What could possibly be gained from stretching an Oscar-winning dark comedy into an entire television series, right? If you wondered that to yourself when FX premiered the first season of Fargo earlier this year, you probably weren’t alone. Inspired by the Coen brothers film of the same name (they also serve as producers here), the show actually isn’t so concerned with retelling the same story in serial format, and the result so far has been a resounding success. Billy Bob Thornton plays Lorne Malvo, a drifter with a violent streak who stumbles into the small town of Bemidji, Minnesota and meets Lester Nygaard (Martin Freeman), a timid insurance salesman under his wife’s thumb. The two strike up an uneasy friendship with tragic consequences, and soon the local police find themselves chasing after a serial murderer. Critics were thoroughly smitten with Fargo, awarding it a Certified Fresh 98 percent on the Tomatometer and driving it to win three of its whopping 18 Emmy nominations. The season set includes commentary tracks for three episodes (including the Emmy-nominated “The Crocodile’s Dilemma”), deleted scenes, and three featurettes.

Also available this week:

  • Roman Polanski’s Venus in Fur (92 percent), starring Mathieu Amalric and Emmanuelle Seigner in a Certified Fresh adaptation of the play of the same name about an exhausted stage director who is captivated by the last-minute audition of an actress, is available on DVD.

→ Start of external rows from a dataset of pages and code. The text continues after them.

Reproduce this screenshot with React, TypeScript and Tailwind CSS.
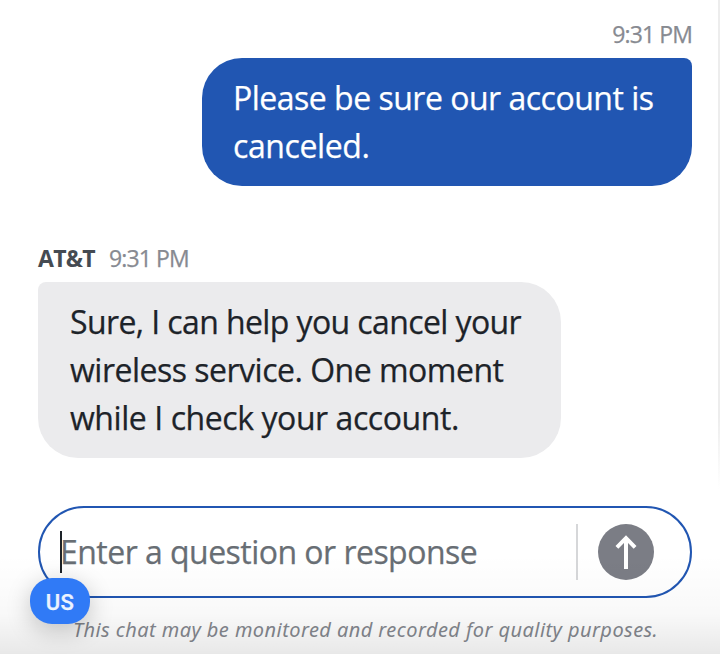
import { ReactNode } from "react"

function Line({ children, className }: { children: ReactNode; className: string }) {
  return <span className={`block whitespace-nowrap ${className}`}>{children}</span>
}

function SendButton() {
  return (
    <button aria-label="Send" className="flex size-14 items-center justify-center rounded-full bg-[#7b7d85]">
      <svg width="56" height="56" viewBox="0 0 56 56" fill="none" stroke="#fff" strokeWidth="4">
        <path d="M28 45V14.5" />
        <path d="M18.9 23.3L28 14.2L37.1 23.3" />
      </svg>
    </button>
  )
}

export default function App() {
  return (
    <div className="relative h-[654px] w-[720px] overflow-hidden bg-white font-['Open_Sans','Noto_Sans',sans-serif] text-[#1d2329] [-webkit-text-stroke:0.25px_currentColor]">
      <div className="flex flex-col pt-[22px] pr-7 pl-[38px]">
        {/* Customer message */}
        <div className="flex flex-col items-end">
          <div className="h-9 whitespace-nowrap text-[23px] leading-[25px] tracking-[-0.9px] text-[#878a91]">9:31 PM</div>
          <div className="h-32 w-[490px] rounded-[40px] rounded-tr-lg bg-[#2156b2] pt-4 pl-[31px] text-[32px] leading-[48px] text-white">
            <Line className="tracking-[-0.5px]">Please be sure our account is</Line>
            <Line className="tracking-[-0.4px]">canceled.</Line>
          </div>
        </div>

        {/* Agent message */}
        <div className="mt-[60px]">
          <div className="flex h-9 whitespace-nowrap text-[23px] leading-[25px]">
            <span className="w-[71px] font-bold tracking-[-0.7px] text-[#454b52] [-webkit-text-stroke:0px]">AT&amp;T</span>
            <span className="tracking-[-0.9px] text-[#878a91]">9:31 PM</span>
          </div>
          <div className="h-44 w-[523px] rounded-[40px] rounded-tl-lg bg-[#ebebed] pt-4 pl-8 text-[32px] leading-[48px]">
            <Line className="tracking-[-0.6px]">Sure, I can help you cancel your</Line>
            <Line className="tracking-[-0.5px]">wireless service. One moment</Line>
            <Line className="tracking-[-0.43px]">while I check your account.</Line>
          </div>
        </div>

        {/* Composer */}
        <div className="mt-12 flex h-[92px] items-center rounded-full border-2 border-[#2156b2] pr-9 pl-5">
          <div className="h-[42px] w-0.5 bg-[#1d2329]" />
          <div className="-ml-0.5 flex-1 whitespace-nowrap text-[32px] leading-[48px] tracking-[-0.53px] text-[#686e74]">
            Enter a question or response
          </div>
          <div className="mr-5 h-14 w-0.5 bg-[#d6d7d9]" />
          <SendButton />
        </div>
        <div className="mt-[18px] pl-[35px] font-['Noto_Sans',sans-serif] whitespace-nowrap text-[20px] leading-7 tracking-[0.43px] text-[#84878e] italic [-webkit-text-stroke:0px]">
          This chat may be monitored and recorded for quality purposes.
        </div>
      </div>

      {/* Scroll edge and bottom fade */}
      <div className="absolute top-0 right-0 h-[490px] w-0.5 bg-linear-to-b from-[#ededed] from-85% to-transparent" />
      <div className="pointer-events-none absolute inset-x-0 bottom-0 h-[100px] bg-linear-to-b from-transparent via-black/[0.025] via-60% to-black/[0.09]" />

      {/* Keyboard layout badge */}
      <div className="absolute top-[578px] left-[30px] flex h-[46px] w-[60px] items-center justify-center rounded-[22px] bg-[#307af6] pt-0.5 font-[Roboto,sans-serif] text-[22px] font-medium tracking-[0.5px] text-white/90 shadow-[0_6px_24px_rgba(0,0,0,0.22)]">
        US
      </div>
    </div>
  )
}
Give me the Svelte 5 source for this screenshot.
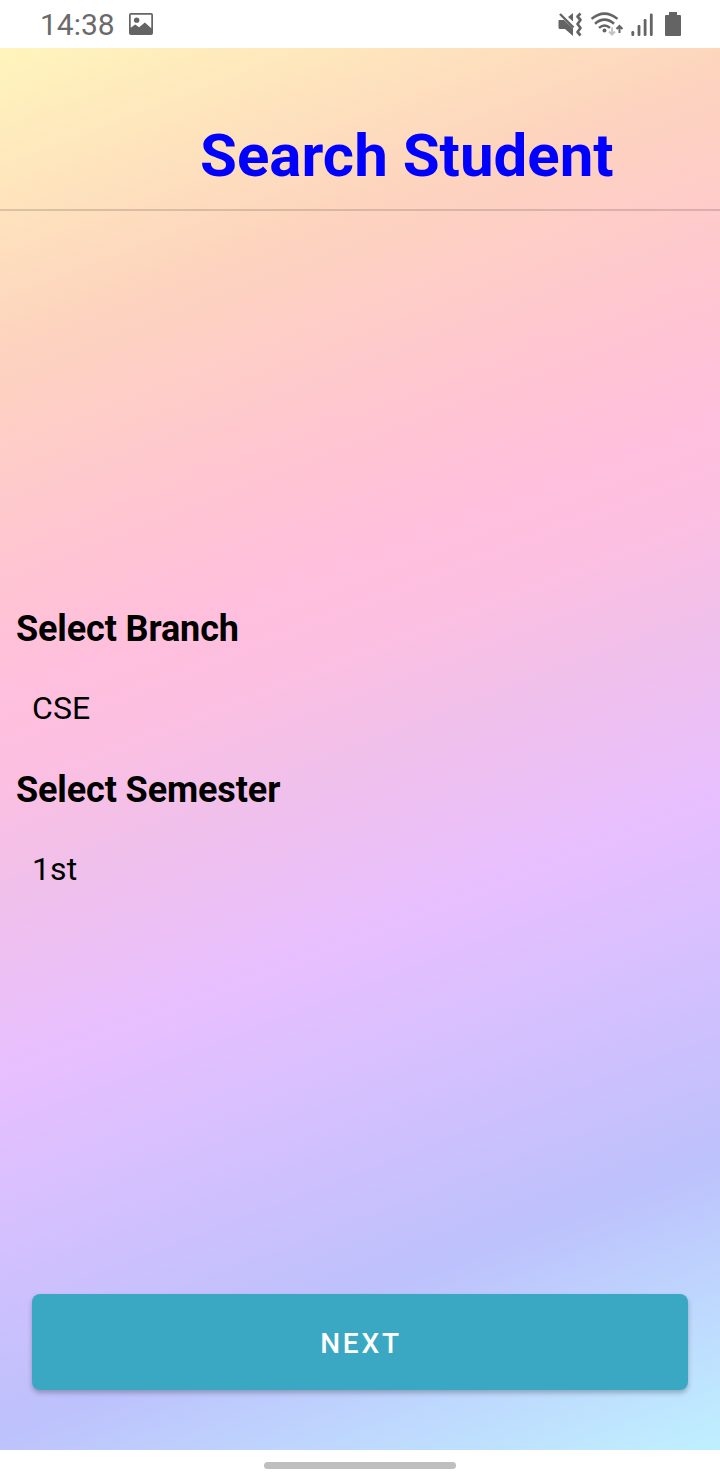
<script>
  const fields = [
    { label: 'Select Branch', value: 'CSE' },
    { label: 'Select Semester', value: '1st' },
  ];
</script>

<div class="screen">
  <header class="status">
    <span class="time">14:38</span>
    <svg class="picture" width="24" height="22" viewBox="0 0 25 23" preserveAspectRatio="none">
      <path fill="#646464" fill-rule="evenodd" d="M2 0H23Q25 0 25 2V21Q25 23 23 23H2Q0 23 0 21V2Q0 0 2 0ZM1.8 1.8V15.5L6.5 12L10.5 15L16.5 10L23.2 16V1.8Z" />
      <circle cx="8" cy="7.5" r="2.8" fill="#646464" />
    </svg>
    <svg class="indicators" width="124" height="26" viewBox="0 0 124 26" fill="#646464">
      <path d="M1 8H6L15 16.5V24L7 17H2Q0.5 17 0.5 15.5V9Q0.5 8 1 8ZM10 5L15 1V9.5Z" />
      <path d="M2 2L15.5 15.5" stroke="#646464" stroke-width="2.4" />
      <path d="M22.5 1.5L19.5 4.5L22.5 8L19.5 12L22.5 16L19.5 20L22.5 23.5" fill="none" stroke="#646464" stroke-width="2.7" stroke-linejoin="round" />
      <g fill="none" stroke="#646464" stroke-width="2.5">
        <path d="M33.5 6.9Q46.5 -3.7 59.5 6.9M37 11.7Q46.5 3.5 56 11.7M41 15.9Q46.5 11 52 15.9" />
      </g>
      <circle cx="46.5" cy="18.5" r="2" />
      <path d="M54 15.5V23M51 19.5L54 22.5L57 19.5" fill="none" stroke="#c4c4c4" stroke-width="2" />
      <path d="M61.5 21V14M58.5 17L61.5 14L64.5 17" fill="none" stroke="#646464" stroke-width="2" />
      <rect x="73.4" y="19" width="2.8" height="5" rx="1.2" />
      <rect x="79.6" y="13" width="2.8" height="11" rx="1.2" />
      <rect x="85.7" y="7" width="2.8" height="17" rx="1.2" />
      <rect x="91.9" y="1.5" width="2.8" height="22.5" rx="1.2" />
      <path d="M111 0H119V3H122Q123 3 123 4V23Q123 24 122 24H108Q107 24 107 23V4Q107 3 108 3H111Z" />
    </svg>
  </header>

  <main>
    <h1>Search Student</h1>
    <section class="form">
      {#each fields as field}
        <div class="field">
          <h2>{field.label}</h2>
          <div class="value">{field.value}</div>
        </div>
      {/each}
    </section>
    <button>NEXT</button>
  </main>

  <footer><div class="handle"></div></footer>
</div>

<style>
  .screen {
    width: 720px;
    height: 1480px;
    display: flex;
    flex-direction: column;
    background: #fff;
    font-family: Roboto, sans-serif;
    color: #000;
  }
  .status {
    height: 48px;
    box-sizing: border-box;
    padding: 0 38px 0 40px;
    display: flex;
    align-items: center;
  }
  .time {
    font-size: 30px;
    line-height: 48px;
    color: #6a6a6a;
    padding-top: 2px;
    width: 89px;
  }
  .indicators {
    margin-left: auto;
    margin-top: 2px;
  }
  main {
    height: 1402px;
    display: flex;
    flex-direction: column;
    background: linear-gradient(159deg, #fff5bc 0%, #fdd4be 17.5%, #ffc4d3 32%, #ffbfdd 38.5%, #fcbfe1 43.5%, #f1c0ea 50%, #e7bfff 61.5%, #bdc1fc 82.5%, #bff0ff 100%);
  }
  h1 {
    margin: 0;
    height: 163px;
    box-sizing: border-box;
    padding: 73px 0 0 200px;
    border-bottom: 2px solid rgba(0, 0, 0, 0.14);
    font-size: 60px;
    line-height: 70px;
    font-weight: 700;
    color: #00f;
  }
  .form {
    padding-top: 397px;
    height: 686px;
  }
  .field {
    height: 161px;
  }
  h2 {
    margin: 0;
    padding-left: 16px;
    font-size: 36px;
    line-height: 42px;
    font-weight: 700;
    letter-spacing: -0.12px;
  }
  .value {
    padding: 39px 0 0 32px;
    font-size: 32px;
    line-height: 38px;
    letter-spacing: 0.1px;
  }
  button {
    margin: 0 32px;
    height: 96px;
    padding: 4px 0 0 2px;
    border: 0;
    border-radius: 8px;
    background: #3ba8c3;
    box-shadow: 0 3px 5px rgba(0, 0, 0, 0.25);
    color: #fff;
    font: 500 28px/32px Roboto, sans-serif;
    letter-spacing: 2.8px;
  }
  footer {
    height: 30px;
    display: flex;
    justify-content: center;
    align-items: center;
  }
  .handle {
    width: 192px;
    height: 7px;
    border-radius: 4px;
    background: #bfbfbf;
  }
</style>
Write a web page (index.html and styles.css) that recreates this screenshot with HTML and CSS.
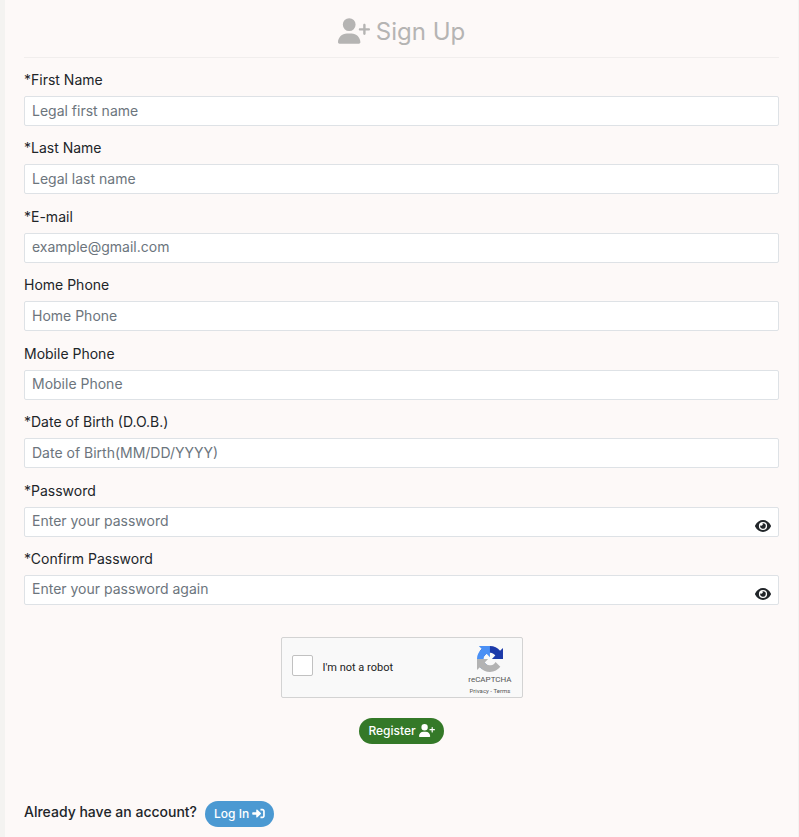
FILE: index.html
```html
<!DOCTYPE html>
<html lang="en">
<head>
  <meta charset="UTF-8">
  <meta name="viewport" content="width=device-width, initial-scale=1.0">
  <title>Sign Up</title>
  <link rel="stylesheet" href="styles.css">
</head>
<body>

  <!-- shared icons -->
  <svg class="sprite" aria-hidden="true">
    <symbol id="user-plus" viewBox="0 0 640 512">
      <path d="M96 128a128 128 0 1 1 256 0A128 128 0 1 1 96 128zM0 482.3C0 383.8 79.8 304 178.3 304h91.4C368.2 304 448 383.8 448 482.3c0 16.4-13.3 29.7-29.7 29.7H29.7C13.3 512 0 498.7 0 482.3zM504 312V248H440c-13.3 0-24-10.7-24-24s10.7-24 24-24h64V136c0-13.3 10.7-24 24-24s24 10.7 24 24v64h64c13.3 0 24 10.7 24 24s-10.7 24-24 24H552v64c0 13.3-10.7 24-24 24s-24-10.7-24-24z"/>
    </symbol>
    <symbol id="eye" viewBox="0 0 576 512">
      <path fill-rule="evenodd" d="M288 40C175 40 70 110 8 228c-10 18-10 38 0 56 62 118 167 188 280 188s218-70 280-188c10-18 10-38 0-56C506 110 401 40 288 40zm0 364a148 148 0 1 1 0-296 148 148 0 0 1 0 296z"/>
      <path d="M288 156a100 100 0 0 0-24 3 50 50 0 0 1-72 70 100 100 0 1 0 96-73z"/>
    </symbol>
  </svg>

  <main class="panel">
    <h1 class="title">
      <svg class="title-icon"><use href="#user-plus"/></svg>
      Sign Up
    </h1>

    <form class="form">
      <div class="fields">
        <div class="field">
          <label for="firstName">*First Name</label>
          <input type="text" id="firstName" placeholder="Legal first name">
        </div>
        <div class="field">
          <label for="lastName">*Last Name</label>
          <input type="text" id="lastName" placeholder="Legal last name">
        </div>
        <div class="field">
          <label for="email">*E-mail</label>
          <input type="email" id="email" placeholder="example@gmail.com">
        </div>
        <div class="field">
          <label for="homePhone">Home Phone</label>
          <input type="tel" id="homePhone" placeholder="Home Phone">
        </div>
        <div class="field">
          <label for="mobilePhone">Mobile Phone</label>
          <input type="tel" id="mobilePhone" placeholder="Mobile Phone">
        </div>
        <div class="field">
          <label for="dob">*Date of Birth (D.O.B.)</label>
          <input type="text" id="dob" placeholder="Date of Birth(MM/DD/YYYY)">
        </div>
        <div class="field">
          <label for="password">*Password</label>
          <input type="password" id="password" placeholder="Enter your password">
          <button type="button" class="toggle" aria-label="Show password"><svg><use href="#eye"/></svg></button>
        </div>
        <div class="field">
          <label for="confirm">*Confirm Password</label>
          <input type="password" id="confirm" placeholder="Enter your password again">
          <button type="button" class="toggle" aria-label="Show password"><svg><use href="#eye"/></svg></button>
        </div>
      </div>

      <div class="captcha">
        <input type="checkbox" id="robot">
        <label for="robot">I'm not a robot</label>
        <div class="captcha-brand">
          <svg class="captcha-logo" viewBox="0 0 64 64">
            <path fill="#1c3aa9" d="M64 31.955l-.033-1.37V4.687l-7.16 7.16C50.948 4.674 42.033.093 32.05.093c-10.4 0-19.622 4.96-25.458 12.64l11.736 11.86a15.55 15.55 0 0 1 4.754-5.334c2.05-1.6 4.952-2.906 8.968-2.906.485 0 .86.057 1.135.163 4.976.393 9.288 3.14 11.828 7.124l-8.307 8.307L64 31.953"/>
            <path fill="#4a90f5" d="M31.862.094l-1.37.033H4.594l7.16 7.16C4.58 13.147 0 22.06 0 32.046c0 10.4 4.96 19.622 12.64 25.458L24.5 45.768a15.55 15.55 0 0 1-5.334-4.754c-1.6-2.05-2.906-4.952-2.906-8.968 0-.485.057-.86.163-1.135.393-4.976 3.14-9.288 7.124-11.828l8.307 8.307L31.86.095"/>
            <path fill="#b3b3b3" d="M.001 32.045l.033 1.37v25.898l7.16-7.16c5.86 7.173 14.774 11.754 24.76 11.754 10.4 0 19.622-4.96 25.458-12.64l-11.736-11.86a15.55 15.55 0 0 1-4.754 5.334c-2.05 1.6-4.952 2.906-8.968 2.906-.485 0-.86-.057-1.135-.163-4.976-.393-9.288-3.14-11.828-7.124l8.307-8.307L0 32.045"/>
          </svg>
          <span class="captcha-name">reCAPTCHA</span>
          <span class="captcha-links"><a href="#">Privacy</a> - <a href="#">Terms</a></span>
        </div>
      </div>

      <button type="submit" class="pill register">
        Register
        <svg class="register-icon"><use href="#user-plus"/></svg>
      </button>
    </form>

    <div class="login">
      <span>Already have an account?</span>
      <a href="#" class="pill login-link">
        Log In
        <svg class="login-icon" viewBox="0 0 512 448">
          <path d="M336 32h80c53 0 96 43 96 96v192c0 53-43 96-96 96h-80v-68h72c22 0 36-14 36-36V136c0-22-14-36-36-36h-72z"/>
          <path d="M201 65l150 142c10 9 10 25 0 34L201 383c-15 14-37 5-37-17v-96H28c-16 0-28-12-28-28v-36c0-16 12-28 28-28h136V82c0-22 22-31 37-17z"/>
        </svg>
      </a>
    </div>
  </main>

</body>
</html>
```
FILE: styles.css
```css
* {
  box-sizing: border-box;
}
body {
  margin: 0;
  min-height: 100vh;
  display: flex;
  padding: 0 1px 0 5px;
  background-color: #f4f3f1;
  font-family: Inter, "Liberation Sans", sans-serif;
  font-size: 14px;
  color: #212529;
}
svg {
  fill: currentColor;
}
.sprite {
  display: none;
}
.panel {
  flex: 1;
  display: flex;
  flex-direction: column;
  padding: 6px 19px 10px;
  background-color: #fdf9f8;
}
.title {
  display: flex;
  align-items: center;
  justify-content: center;
  gap: 6px;
  height: 52px;
  margin: 0 0 12px;
  border-bottom: 1px solid #f1eeed;
  font-size: 24px;
  font-weight: 400;
  color: #b5b4b3;
}
.title-icon {
  width: 32px;
  height: 26px;
  margin-bottom: 2px;
}
.form {
  flex: 1;
  display: flex;
  flex-direction: column;
  align-items: center;
}
.fields {
  flex: 1;
  align-self: stretch;
  display: flex;
  flex-direction: column;
  justify-content: space-between;
}
.field {
  position: relative;
}
.field label {
  display: block;
  line-height: 20px;
  margin-bottom: 6px;
}
.field input {
  display: block;
  width: 100%;
  height: 30px;
  padding: 0 7px 2px;
  border: 1px solid #dee2e6;
  border-radius: 2px;
  background-color: #fff;
  font: inherit;
  color: #212529;
}
.field input::placeholder {
  color: #6c757d;
  opacity: 1;
}
/* eye button sits over the input */
.toggle {
  position: absolute;
  right: 8px;
  bottom: 3px;
  display: flex;
  padding: 0;
  border: none;
  background: none;
  color: #212529;
  cursor: pointer;
}
.toggle svg {
  width: 16px;
  height: 16px;
}
.captcha {
  display: flex;
  align-items: center;
  gap: 10px;
  width: 242px;
  height: 61px;
  margin: 32px 0 20px;
  padding: 0 10px;
  border: 1px solid #d3d3d3;
  border-radius: 2px;
  background-color: #f9f9f9;
  font-family: Roboto, sans-serif;
  font-size: 11px;
  color: #222;
}
.captcha input {
  appearance: none;
  width: 21px;
  height: 21px;
  margin: 0 0 4px;
  border: 1px solid #c1c1c1;
  border-radius: 2px;
  background-color: #fff;
}
.captcha-brand {
  display: flex;
  flex-direction: column;
  align-items: center;
  margin: 4px 0 0 auto;
  color: #555;
}
.captcha-logo {
  width: 26px;
  height: 26px;
}
.captcha-name {
  font-size: 8px;
  line-height: 16px;
}
.captcha-links {
  font-size: 6px;
  line-height: 6px;
}
.captcha-links a {
  color: inherit;
  text-decoration: none;
}
.pill {
  display: flex;
  align-items: center;
  gap: 3px;
  height: 26px;
  padding: 0 9px 1px;
  border: none;
  border-radius: 13px;
  font-family: inherit;
  font-size: 12px;
  font-weight: 500;
  color: #fff;
  text-decoration: none;
  cursor: pointer;
}
.register {
  background-color: #347928;
}
.register-icon {
  width: 16px;
  height: 13px;
}
.login {
  display: flex;
  align-items: flex-start;
  gap: 8px;
  margin-top: 57px;
  font-weight: 500;
  line-height: 22px;
}
.login-link {
  background-color: #4b99d2;
}
.login-icon {
  width: 13px;
  height: 11px;
}
```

  • Australian import Mystery Road (91 percent), starring Hugo Weaving in a crime thriller about an indigenous detective investigating the disappearance of a murder of a teen prostitute.
  • French import Violette (83 percent), a Certified Fresh biopic about writer Violette Leduc and her relationship to Simone de Beauvoir.
  • Spanish import Witching and Bitching (84 percent), a horror comedy about a group of petty thieves who go on the lam after a score and encounter a coven of cannibalistic witches in Basque country.
  • Whitey: United States of America v. James Bulger (77 percent), a documentary about the infamous mobster and FBI informant.
  • French import Chinese Puzzle (75 percent), a Certified Fresh dramedy about a man who relocates from France to New York in order to be closer to his children.
  • The Sundance Channel’s miniseries An Honorable Woman (90 percent), starring Maggie Gyllenhaal in a Certified Fresh thriller about a woman attempting to redeem her family name after her arms dealer father is assassinated, is available on DVD.
  • The first season of Showtime’s Certified Fresh horror drama Penny Dreadful (78 percent), starring Eva Green and Timothy Dalton, is available on DVD and Blu-ray.
  • Season one of NBC’s Dracula (47 percent), starring Jonathan Rhys Meyers as the titular vampire, is also available on DVD and Blu-ray.
  • There’s a new Blu-ray release of The Texas Chainsaw Massacre (92 percent) called the Black Maria Deluxe Edition hitting shelves this week in some nifty packaging made to look like a cattle truck.
  • And of course, another choice from the Criterion Collection: John Ford’s My Darling Clementine (100 percent), starring Henry Fonda as Wyatt Earp and Victor Mature as Doc Holliday in a retelling of the shootout at the OK Corral.